Embracing the party spirit in a Panama hat, a grinning Mayor Eduardo Paes symbolically handed the key to the city to "King Momo," the jovial "monarch" who will "rule" Rio for the four-day free-for-all.
"It is with great happiness, celebrating life, celebrating democracy, that I have the honor of handing the keys to the city to King Momo," said the mayor, an avowed carnival lover, as he handed the giant key to the "king" -- a carnival fanatic chosen in a sort of pageant for his charisma, party spirit and samba skills.
In reality, carnival has been under way for weeks in the iconic beach city, with massive street parties known as "blocos."
The official festivities will peak Sunday and Monday nights with the glittering floats, pulsating drums and skimpy, jewel-encrusted costumes of the annual samba school parade competition.
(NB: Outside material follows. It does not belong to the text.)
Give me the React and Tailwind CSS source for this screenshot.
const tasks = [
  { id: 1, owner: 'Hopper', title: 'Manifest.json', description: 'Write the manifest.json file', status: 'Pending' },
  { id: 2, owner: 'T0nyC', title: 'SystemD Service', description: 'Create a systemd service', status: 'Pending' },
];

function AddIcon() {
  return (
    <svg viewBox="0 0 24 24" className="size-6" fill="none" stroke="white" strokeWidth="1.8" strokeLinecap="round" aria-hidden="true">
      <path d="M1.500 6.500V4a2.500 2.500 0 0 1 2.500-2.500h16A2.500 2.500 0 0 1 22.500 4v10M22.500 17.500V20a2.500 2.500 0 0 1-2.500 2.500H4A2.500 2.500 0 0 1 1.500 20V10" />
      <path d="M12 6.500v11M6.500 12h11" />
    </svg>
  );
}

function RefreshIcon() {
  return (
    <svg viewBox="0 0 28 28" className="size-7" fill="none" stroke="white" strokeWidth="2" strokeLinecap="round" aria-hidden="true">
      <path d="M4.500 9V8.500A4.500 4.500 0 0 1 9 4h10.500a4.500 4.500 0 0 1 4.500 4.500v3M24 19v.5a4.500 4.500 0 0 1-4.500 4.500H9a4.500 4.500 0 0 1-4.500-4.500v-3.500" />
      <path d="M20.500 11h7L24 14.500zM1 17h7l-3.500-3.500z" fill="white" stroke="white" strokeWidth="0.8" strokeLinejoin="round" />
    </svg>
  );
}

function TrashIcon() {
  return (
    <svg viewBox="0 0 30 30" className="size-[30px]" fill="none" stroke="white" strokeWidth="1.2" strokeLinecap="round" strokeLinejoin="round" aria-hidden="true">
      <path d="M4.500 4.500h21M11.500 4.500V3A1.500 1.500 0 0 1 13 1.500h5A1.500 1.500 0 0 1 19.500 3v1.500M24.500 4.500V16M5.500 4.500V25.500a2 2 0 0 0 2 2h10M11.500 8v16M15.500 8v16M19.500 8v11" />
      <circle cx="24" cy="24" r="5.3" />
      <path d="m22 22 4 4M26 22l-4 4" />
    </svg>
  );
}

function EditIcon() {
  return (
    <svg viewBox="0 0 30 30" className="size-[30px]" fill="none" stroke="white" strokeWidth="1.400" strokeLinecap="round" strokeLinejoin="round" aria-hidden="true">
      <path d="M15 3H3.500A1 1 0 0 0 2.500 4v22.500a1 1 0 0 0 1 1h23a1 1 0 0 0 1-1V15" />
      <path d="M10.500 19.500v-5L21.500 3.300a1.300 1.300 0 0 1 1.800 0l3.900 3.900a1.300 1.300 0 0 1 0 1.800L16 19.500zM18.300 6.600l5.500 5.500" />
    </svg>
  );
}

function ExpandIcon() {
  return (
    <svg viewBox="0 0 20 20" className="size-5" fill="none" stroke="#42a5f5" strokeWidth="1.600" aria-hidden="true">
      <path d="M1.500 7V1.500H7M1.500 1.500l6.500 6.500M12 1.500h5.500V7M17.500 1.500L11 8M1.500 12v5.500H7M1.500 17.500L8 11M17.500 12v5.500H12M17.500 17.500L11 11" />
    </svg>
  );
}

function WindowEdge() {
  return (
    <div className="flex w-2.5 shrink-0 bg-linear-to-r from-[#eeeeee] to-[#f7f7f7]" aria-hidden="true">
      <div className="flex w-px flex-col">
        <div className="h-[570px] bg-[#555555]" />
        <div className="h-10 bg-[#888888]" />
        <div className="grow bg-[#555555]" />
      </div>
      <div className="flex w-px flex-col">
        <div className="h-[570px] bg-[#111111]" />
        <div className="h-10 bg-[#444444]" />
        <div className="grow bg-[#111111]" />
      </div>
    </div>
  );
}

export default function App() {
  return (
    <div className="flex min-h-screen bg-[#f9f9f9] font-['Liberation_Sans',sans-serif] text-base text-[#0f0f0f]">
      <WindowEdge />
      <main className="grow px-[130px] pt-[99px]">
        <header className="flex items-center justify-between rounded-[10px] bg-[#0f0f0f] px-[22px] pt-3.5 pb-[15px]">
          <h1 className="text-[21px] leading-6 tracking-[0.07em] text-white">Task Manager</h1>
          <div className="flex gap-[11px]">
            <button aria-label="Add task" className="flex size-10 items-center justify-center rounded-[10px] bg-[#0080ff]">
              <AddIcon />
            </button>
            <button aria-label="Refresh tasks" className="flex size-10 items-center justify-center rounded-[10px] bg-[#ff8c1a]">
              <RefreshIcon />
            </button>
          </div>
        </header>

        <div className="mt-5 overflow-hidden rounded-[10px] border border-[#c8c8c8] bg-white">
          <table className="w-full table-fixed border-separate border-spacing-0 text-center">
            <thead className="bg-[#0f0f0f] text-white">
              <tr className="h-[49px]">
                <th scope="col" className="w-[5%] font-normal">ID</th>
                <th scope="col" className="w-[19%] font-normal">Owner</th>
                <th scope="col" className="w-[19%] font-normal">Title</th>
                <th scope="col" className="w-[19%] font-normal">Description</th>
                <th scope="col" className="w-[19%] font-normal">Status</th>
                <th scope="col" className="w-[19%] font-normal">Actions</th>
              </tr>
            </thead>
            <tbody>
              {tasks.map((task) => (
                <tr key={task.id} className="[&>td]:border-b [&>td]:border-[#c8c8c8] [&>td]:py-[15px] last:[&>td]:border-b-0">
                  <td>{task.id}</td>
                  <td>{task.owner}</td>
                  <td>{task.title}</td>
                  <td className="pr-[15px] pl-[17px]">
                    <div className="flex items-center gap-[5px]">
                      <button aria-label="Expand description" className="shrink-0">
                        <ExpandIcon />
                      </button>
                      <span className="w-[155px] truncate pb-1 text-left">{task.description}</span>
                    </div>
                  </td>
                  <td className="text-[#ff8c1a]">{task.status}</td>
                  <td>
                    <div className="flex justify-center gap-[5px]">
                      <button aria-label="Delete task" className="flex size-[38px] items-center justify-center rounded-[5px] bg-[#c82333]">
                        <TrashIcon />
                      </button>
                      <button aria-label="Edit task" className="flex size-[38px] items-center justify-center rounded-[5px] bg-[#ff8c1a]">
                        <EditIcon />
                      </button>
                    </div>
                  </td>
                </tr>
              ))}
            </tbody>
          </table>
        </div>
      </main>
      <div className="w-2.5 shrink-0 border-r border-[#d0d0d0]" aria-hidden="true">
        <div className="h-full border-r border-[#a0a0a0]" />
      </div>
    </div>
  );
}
This year, the full-on festival is back.
The samba schools are racing to put the finishing touches on the all-night spectacle.
"We always give it everything we've got. We work until dawn, we sleep right here, we have no social lives. Whatever it takes to bring people that happiness on carnival day," said Rogerio Sampaio, 54, a prop master at the Viradouro samba school.
Millions more people will be watching on live TV.
And more than five million are expected for the hundreds of street parties.
- Emerging from 'darkness' -
The samba schools, which were born in Rio's impoverished favelas, assemble thousands of dancers, singers, and drummers and corteges of over-the-top floats to tell a story on a chosen theme, vying to wow the jury.
This year's parades are less political.
Many of the schools are returning to the roots, choosing themes linked to founding figures of the samba genre, the Afro-Brazilian culture from which it emerged, and Brazil's northeast -- the poor, majority-black and -mixed-race region that is the spiritual home of the percussion-heavy musical style.
"Carnival is a mirror of Brazil," he told newsmagazine Veja.
His own school's parade will tell the story of Lampiao, a northeastern outlaw-hero from the 1920s and 30s who has been called Brazil's version of Robin Hood or Jesse James.
- 'Great expression of joy' -
"It's all about life, about overcoming difficulties," he told AFP.
The city estimates carnival will move 4.5 billion reais ($880 million) for the local economy.
The city has set up 34,000 portable toilets in public areas, and deployed a small army of sanitation workers, who typically clean up around 1,000 tons of carnival trash.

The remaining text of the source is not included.